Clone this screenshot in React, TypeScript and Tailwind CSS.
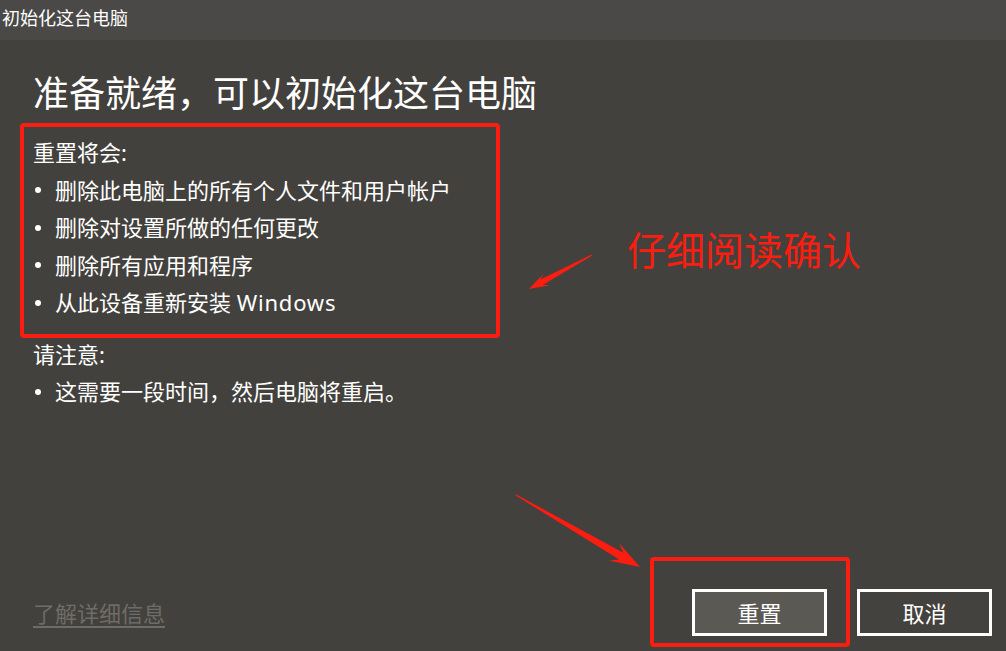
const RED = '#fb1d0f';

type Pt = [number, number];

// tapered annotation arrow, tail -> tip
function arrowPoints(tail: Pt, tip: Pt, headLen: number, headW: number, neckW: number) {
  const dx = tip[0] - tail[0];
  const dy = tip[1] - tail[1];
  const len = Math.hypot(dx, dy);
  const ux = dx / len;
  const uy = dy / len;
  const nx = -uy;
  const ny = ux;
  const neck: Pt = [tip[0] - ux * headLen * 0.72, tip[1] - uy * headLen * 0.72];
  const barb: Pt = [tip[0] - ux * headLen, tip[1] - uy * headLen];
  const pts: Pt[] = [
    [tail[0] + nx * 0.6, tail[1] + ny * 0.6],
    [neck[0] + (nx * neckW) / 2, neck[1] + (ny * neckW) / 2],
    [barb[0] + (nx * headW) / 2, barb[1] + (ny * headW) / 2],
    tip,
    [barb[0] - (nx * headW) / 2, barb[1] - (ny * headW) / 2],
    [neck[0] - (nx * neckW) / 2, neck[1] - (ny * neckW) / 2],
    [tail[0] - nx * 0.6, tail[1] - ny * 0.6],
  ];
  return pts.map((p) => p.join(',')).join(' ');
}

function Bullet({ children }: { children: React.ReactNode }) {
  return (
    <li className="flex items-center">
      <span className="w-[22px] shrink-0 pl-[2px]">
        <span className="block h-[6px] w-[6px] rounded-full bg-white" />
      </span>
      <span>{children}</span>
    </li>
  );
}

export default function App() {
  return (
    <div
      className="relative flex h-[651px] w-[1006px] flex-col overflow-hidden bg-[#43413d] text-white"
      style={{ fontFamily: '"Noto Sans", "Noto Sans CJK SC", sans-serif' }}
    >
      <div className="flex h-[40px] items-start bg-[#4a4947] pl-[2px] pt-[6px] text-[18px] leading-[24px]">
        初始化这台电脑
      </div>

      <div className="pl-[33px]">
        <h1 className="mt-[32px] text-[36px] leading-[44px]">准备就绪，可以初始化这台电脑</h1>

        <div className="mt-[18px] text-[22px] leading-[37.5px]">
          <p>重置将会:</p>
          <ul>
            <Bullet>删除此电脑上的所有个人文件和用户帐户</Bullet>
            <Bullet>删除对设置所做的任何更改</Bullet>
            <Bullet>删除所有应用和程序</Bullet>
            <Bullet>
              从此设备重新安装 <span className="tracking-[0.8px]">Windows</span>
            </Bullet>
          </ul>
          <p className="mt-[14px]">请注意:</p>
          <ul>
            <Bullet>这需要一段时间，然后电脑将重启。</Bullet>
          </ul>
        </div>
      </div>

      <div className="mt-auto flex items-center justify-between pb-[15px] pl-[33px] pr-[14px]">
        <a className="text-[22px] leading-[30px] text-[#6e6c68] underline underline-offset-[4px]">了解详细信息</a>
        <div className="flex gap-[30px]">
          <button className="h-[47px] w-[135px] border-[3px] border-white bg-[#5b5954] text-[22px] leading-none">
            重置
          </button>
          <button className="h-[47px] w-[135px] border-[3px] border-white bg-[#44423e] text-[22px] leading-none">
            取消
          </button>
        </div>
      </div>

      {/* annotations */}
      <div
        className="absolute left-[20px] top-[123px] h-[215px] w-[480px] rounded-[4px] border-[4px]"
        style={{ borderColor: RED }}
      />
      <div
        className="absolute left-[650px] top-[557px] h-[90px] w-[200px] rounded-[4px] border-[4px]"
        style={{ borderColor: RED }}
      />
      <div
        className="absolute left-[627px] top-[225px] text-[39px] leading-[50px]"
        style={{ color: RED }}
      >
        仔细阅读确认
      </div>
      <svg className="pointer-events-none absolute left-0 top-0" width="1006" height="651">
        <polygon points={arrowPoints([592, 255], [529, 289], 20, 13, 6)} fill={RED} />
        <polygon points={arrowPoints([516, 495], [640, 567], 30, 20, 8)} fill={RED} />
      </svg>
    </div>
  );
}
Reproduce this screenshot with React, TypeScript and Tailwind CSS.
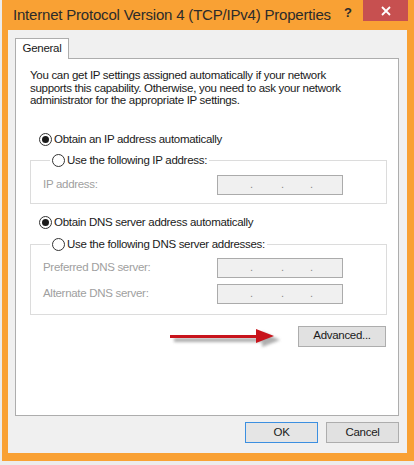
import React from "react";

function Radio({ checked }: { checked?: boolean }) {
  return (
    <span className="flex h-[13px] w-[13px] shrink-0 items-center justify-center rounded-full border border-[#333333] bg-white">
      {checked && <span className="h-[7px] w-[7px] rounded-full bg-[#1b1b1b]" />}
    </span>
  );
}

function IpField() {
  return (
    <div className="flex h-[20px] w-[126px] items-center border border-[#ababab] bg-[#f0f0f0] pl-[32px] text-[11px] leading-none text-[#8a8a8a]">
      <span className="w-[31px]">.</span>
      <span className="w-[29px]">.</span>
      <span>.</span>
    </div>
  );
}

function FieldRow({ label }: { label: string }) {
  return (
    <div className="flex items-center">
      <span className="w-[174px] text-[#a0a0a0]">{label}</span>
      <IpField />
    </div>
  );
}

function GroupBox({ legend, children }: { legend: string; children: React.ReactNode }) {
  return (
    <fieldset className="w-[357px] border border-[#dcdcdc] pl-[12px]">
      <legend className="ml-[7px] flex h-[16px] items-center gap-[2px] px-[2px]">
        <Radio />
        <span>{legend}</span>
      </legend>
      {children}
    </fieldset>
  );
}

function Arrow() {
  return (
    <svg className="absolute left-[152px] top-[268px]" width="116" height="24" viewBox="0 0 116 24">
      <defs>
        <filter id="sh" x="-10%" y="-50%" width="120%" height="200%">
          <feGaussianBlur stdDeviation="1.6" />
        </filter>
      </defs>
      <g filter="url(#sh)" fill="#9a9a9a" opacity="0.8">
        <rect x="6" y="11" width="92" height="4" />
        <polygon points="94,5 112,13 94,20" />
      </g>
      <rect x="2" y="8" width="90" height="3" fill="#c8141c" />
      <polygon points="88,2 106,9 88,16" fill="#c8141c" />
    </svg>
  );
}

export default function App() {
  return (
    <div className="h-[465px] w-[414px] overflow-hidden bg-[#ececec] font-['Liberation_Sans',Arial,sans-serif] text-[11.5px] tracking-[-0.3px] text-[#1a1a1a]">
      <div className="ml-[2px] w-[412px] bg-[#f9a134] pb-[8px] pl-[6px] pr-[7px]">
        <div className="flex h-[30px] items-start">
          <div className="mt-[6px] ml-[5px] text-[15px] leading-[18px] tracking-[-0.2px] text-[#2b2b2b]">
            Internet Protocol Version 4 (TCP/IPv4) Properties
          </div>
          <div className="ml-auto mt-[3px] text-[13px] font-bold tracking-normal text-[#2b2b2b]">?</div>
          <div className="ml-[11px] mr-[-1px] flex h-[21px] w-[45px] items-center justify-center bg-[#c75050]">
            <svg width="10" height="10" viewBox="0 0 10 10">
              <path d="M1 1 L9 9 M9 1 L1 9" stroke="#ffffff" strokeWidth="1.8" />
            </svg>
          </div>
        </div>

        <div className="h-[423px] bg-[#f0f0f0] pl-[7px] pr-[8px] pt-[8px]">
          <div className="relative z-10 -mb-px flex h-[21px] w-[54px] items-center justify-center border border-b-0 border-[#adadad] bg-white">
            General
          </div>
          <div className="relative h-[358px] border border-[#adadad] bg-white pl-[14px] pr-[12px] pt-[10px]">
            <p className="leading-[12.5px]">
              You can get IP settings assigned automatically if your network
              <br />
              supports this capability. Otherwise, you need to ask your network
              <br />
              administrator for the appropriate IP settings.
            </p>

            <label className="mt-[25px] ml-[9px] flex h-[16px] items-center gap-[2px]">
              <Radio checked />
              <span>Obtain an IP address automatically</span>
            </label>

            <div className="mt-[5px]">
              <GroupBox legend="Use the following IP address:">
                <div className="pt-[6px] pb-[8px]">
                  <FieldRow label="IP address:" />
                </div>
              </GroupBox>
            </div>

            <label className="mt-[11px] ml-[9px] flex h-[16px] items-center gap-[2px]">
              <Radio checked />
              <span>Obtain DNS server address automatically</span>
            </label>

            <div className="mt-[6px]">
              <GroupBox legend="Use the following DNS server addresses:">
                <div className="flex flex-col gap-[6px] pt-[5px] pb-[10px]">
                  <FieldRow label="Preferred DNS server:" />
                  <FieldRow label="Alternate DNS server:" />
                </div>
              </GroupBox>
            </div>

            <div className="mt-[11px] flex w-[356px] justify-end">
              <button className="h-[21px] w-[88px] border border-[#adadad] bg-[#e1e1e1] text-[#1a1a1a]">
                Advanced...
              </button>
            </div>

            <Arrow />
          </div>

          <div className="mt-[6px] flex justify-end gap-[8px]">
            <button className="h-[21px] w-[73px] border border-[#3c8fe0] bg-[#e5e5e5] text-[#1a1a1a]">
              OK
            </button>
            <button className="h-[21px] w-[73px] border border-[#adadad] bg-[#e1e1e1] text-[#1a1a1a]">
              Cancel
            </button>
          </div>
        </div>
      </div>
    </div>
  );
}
______________________________
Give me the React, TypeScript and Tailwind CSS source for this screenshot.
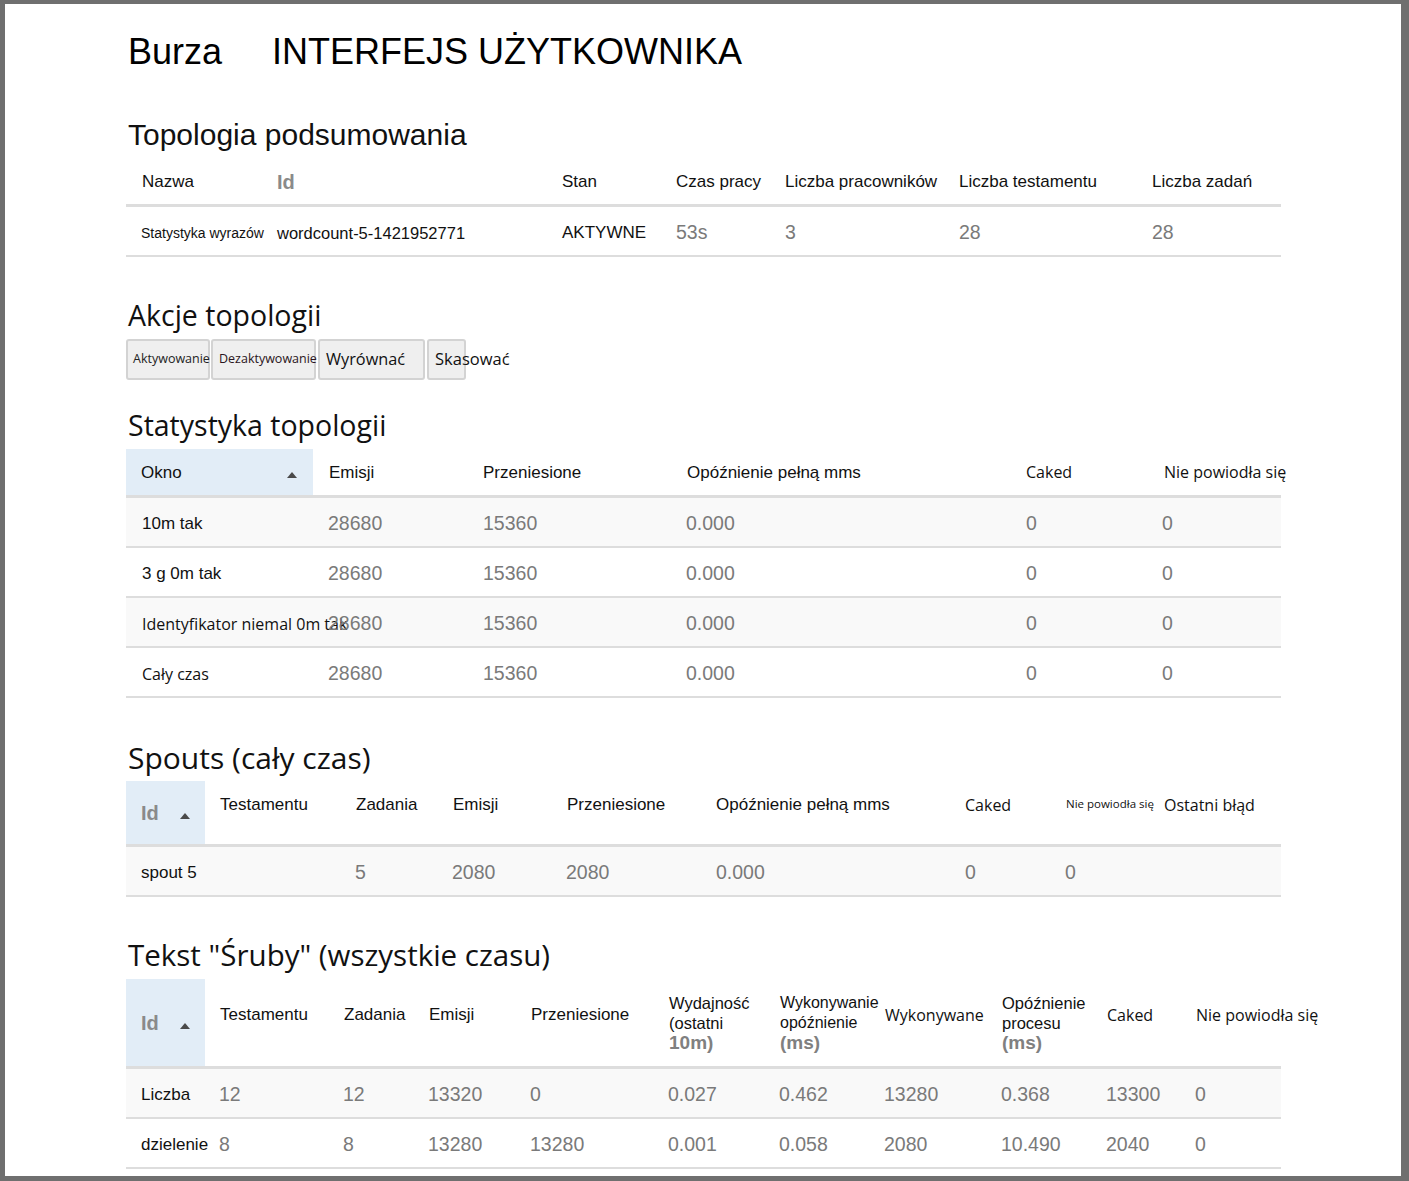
______________________________
__YOUR INSTRUCTIONS__
Above are the records. Copy only the lines from the one with "Clone this screenshot" through the one with "type Pt = [number, number];", exactly, with no pictures.

__PROBLEM SOLUTION__
Clone this screenshot in React, TypeScript and Tailwind CSS.
const RED = '#fb1d0f';

type Pt = [number, number];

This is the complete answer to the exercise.